1. Love in the Time of Cholera, by Gabriel Garcia-Marquez
2. No Country for Old Men, By Cormac McCarthy
3. Confessor, by Terry Goodkind
4. The Kite Runner, by Khaled Hosseini
5. The Sleeping Doll, by Jeffery Deaver

7 comments:

Chris Eldin said...

Oh, those were awesome! Thanks for posting. Number 2 was by far my favorite. I should've guessed it was Cormac. I have lots of reading to do.

I hope you have a wonderful Thanksgiving, you mutton-chopped cutie-pie, you!
:-)

Dave Fragments said...

#1) I Absolutely adore Gabriel Garcia Marquez's slow and languid style. He packs so much emotion and feeling into the sentence that I never notice the "was" and the "had" in the beauty of his words. I just read that book int he past year and I think it ranks as one of the great love stories.

#2) as strange as that comment, This is even stranger: I absolutely hate Cormac McCarthy's style. Except, he tells a great story.
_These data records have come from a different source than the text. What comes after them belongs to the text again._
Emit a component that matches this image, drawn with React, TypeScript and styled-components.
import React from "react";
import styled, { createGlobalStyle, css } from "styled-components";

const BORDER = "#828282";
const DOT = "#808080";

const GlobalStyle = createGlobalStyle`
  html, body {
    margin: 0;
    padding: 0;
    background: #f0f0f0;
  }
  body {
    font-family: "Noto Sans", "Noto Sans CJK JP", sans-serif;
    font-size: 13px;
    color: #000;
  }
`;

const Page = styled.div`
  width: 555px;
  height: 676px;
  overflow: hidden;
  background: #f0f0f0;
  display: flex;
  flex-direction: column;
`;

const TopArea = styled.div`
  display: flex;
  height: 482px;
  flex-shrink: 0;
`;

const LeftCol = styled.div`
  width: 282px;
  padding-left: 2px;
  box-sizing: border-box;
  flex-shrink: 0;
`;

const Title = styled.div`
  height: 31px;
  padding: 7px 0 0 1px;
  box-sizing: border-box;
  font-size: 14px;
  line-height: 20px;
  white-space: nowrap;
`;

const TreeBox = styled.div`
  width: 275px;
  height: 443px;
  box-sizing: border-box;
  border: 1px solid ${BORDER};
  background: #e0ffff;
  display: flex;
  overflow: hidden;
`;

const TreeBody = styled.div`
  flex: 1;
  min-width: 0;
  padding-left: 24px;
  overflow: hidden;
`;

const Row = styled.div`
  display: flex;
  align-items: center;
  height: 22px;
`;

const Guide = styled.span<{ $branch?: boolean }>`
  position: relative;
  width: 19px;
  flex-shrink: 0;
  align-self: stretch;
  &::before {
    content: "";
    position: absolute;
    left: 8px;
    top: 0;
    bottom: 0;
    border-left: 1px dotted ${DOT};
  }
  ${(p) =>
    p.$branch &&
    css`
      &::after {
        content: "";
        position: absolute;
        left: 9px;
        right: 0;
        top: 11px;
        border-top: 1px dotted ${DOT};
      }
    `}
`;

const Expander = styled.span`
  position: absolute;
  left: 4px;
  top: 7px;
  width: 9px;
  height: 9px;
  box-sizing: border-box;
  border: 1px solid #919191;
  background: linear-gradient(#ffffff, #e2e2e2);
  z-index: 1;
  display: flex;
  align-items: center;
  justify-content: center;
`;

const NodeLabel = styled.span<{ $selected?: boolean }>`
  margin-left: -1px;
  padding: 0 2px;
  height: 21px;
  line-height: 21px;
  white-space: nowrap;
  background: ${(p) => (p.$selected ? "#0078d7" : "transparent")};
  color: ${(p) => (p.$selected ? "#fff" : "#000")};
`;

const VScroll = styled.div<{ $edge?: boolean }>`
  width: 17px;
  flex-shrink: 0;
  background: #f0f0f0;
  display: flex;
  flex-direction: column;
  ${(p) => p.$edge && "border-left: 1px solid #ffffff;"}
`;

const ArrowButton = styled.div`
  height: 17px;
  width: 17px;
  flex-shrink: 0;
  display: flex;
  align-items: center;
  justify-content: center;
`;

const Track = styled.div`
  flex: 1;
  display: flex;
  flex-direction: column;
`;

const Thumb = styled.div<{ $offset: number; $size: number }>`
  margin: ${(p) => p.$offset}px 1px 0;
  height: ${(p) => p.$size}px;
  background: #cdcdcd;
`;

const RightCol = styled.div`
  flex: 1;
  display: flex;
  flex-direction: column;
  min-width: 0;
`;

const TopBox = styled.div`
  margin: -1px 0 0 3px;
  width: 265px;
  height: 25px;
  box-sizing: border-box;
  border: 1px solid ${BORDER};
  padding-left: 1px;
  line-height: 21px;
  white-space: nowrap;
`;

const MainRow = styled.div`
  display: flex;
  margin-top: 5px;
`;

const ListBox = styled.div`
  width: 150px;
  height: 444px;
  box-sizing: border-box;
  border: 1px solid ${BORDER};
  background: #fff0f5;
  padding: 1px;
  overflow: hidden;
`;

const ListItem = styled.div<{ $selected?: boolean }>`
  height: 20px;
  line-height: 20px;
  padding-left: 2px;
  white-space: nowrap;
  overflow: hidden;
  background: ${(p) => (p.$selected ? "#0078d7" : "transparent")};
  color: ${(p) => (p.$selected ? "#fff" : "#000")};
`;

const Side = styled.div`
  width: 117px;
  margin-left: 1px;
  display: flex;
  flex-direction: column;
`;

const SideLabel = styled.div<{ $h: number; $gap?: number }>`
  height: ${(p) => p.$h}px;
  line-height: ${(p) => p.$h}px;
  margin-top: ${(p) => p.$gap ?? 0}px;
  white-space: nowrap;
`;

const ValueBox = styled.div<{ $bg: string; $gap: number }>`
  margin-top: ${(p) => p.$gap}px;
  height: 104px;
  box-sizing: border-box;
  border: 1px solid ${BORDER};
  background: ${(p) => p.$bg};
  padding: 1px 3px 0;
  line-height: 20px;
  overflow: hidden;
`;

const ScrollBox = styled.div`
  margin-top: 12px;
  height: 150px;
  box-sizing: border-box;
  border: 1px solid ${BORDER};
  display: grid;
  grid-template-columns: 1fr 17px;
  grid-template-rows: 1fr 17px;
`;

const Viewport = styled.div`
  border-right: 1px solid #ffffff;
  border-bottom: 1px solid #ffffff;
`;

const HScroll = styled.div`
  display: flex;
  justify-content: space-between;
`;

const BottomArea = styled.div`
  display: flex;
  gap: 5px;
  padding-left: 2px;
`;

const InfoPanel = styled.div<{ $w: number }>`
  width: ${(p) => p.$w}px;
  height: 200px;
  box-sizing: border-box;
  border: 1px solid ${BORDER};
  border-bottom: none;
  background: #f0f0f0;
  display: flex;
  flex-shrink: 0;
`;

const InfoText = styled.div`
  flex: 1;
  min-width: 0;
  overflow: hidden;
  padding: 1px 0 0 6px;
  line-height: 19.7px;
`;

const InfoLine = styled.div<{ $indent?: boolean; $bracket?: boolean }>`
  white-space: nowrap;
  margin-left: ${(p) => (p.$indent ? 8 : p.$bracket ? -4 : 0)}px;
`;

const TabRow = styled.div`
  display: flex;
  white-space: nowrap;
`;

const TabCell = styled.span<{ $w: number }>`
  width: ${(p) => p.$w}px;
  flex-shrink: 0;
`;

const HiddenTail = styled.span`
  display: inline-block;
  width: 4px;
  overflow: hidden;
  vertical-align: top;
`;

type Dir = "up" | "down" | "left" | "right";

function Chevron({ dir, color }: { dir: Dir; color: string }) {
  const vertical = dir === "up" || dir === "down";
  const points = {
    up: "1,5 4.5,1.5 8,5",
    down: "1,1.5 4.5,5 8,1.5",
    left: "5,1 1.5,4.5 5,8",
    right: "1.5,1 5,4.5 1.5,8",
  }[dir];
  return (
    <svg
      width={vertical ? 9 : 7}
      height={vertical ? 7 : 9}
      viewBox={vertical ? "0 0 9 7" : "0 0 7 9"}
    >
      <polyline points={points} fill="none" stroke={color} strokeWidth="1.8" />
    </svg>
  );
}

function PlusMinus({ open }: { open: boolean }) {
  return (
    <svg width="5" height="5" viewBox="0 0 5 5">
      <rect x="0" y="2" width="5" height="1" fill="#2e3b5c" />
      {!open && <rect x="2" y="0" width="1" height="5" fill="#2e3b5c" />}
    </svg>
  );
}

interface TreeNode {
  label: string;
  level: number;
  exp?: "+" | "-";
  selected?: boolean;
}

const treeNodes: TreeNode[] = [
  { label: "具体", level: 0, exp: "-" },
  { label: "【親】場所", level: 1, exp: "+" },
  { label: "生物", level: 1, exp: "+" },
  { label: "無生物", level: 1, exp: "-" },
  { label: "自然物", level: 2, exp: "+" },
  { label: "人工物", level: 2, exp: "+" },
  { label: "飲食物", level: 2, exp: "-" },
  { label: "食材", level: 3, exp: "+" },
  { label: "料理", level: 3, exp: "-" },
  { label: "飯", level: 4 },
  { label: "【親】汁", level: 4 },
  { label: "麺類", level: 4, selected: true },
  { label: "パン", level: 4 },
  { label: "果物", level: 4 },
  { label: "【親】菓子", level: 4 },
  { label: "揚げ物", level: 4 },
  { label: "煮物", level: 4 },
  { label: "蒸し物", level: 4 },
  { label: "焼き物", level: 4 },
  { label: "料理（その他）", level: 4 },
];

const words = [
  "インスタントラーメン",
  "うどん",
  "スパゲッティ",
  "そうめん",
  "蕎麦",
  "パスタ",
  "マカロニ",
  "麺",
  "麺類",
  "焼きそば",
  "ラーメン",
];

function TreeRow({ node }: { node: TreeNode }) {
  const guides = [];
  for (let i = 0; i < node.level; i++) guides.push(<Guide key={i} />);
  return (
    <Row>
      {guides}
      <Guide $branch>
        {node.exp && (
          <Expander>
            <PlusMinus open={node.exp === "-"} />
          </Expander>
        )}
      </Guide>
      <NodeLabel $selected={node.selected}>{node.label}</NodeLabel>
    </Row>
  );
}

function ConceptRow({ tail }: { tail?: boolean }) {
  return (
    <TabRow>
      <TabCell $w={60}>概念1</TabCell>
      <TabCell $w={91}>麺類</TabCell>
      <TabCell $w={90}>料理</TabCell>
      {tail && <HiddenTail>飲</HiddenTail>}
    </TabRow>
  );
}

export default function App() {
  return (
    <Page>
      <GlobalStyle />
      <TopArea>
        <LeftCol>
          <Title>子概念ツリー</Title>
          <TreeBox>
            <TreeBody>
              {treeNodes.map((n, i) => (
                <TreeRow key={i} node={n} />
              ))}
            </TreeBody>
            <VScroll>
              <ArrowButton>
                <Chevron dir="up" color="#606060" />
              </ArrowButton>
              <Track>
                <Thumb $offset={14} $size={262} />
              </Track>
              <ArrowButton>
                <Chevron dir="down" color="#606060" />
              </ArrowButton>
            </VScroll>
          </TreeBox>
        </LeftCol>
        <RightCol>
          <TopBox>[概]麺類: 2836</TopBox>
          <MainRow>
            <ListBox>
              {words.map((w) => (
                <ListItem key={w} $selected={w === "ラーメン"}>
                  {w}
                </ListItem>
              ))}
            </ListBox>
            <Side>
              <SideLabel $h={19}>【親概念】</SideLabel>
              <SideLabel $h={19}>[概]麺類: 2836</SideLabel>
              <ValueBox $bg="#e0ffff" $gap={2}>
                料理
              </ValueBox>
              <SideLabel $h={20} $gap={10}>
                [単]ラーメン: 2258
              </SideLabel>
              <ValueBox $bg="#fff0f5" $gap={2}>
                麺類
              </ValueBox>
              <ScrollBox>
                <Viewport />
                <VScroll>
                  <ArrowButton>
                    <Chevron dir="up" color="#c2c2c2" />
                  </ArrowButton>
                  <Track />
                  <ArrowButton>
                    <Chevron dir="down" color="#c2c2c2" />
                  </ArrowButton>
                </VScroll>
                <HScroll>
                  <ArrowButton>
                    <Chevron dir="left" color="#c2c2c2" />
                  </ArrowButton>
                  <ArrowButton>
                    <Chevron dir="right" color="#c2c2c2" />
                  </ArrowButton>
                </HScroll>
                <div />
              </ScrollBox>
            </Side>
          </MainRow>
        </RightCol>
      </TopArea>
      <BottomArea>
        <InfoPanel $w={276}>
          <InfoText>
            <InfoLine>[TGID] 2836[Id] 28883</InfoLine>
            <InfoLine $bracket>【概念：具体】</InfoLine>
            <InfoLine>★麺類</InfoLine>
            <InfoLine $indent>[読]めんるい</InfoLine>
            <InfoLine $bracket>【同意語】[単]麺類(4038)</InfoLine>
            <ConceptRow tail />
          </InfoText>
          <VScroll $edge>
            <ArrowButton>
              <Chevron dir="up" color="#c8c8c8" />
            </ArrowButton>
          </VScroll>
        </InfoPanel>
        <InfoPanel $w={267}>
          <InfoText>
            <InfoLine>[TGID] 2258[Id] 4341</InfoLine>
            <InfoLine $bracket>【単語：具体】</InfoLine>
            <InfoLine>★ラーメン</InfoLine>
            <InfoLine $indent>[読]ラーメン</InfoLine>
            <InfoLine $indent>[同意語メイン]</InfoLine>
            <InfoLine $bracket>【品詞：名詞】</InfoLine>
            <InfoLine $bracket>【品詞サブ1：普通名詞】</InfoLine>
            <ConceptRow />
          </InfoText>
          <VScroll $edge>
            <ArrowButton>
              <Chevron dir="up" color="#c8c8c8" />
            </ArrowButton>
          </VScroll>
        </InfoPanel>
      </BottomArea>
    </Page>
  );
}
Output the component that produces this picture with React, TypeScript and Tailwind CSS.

And that's all I have time to comment on today.

pacatrue said...

I enjoyed parts of all of them, but The Kite Runner was the one that made me really want to go find the next paragraph.

Sandra Cormier said...

They're all so dim and dark, like a shadow you can't see clearly, and yet it becomes so vivid. Oh, how I hope I will write like that. Thanks for the inspiration, EE.

There was a copy of Love in the Time of Cholera in the lunchroom of our office for the longest time. I guess I'd better scoff it before someone else does.

Robin S. said...

Good morning. It was nice to check in here and have a morning read before my out-of-town Thanksgiving Day vortex begins in earnest.

I've read #2 - it's a breath-taker.
Amazing writing. I'm going to have to see the movie, and I'm going to hope I'm not disappointed. According to reviews I've read, I won't be.

Haven't read the other four, but found myself interested in this order: 4,5,3,1.

Chris Eldin said...

EE, I just bought the Cormac MacArthy book. Thanks for the tip. (and also Pillars of the Earth).

What are some books you enjoy?

Chris Eldin said...

I don't know if you're picking up messages from these older posts, but I finished "No Country" in two sittings. Awesome book! I wonder if the movie will do it justice.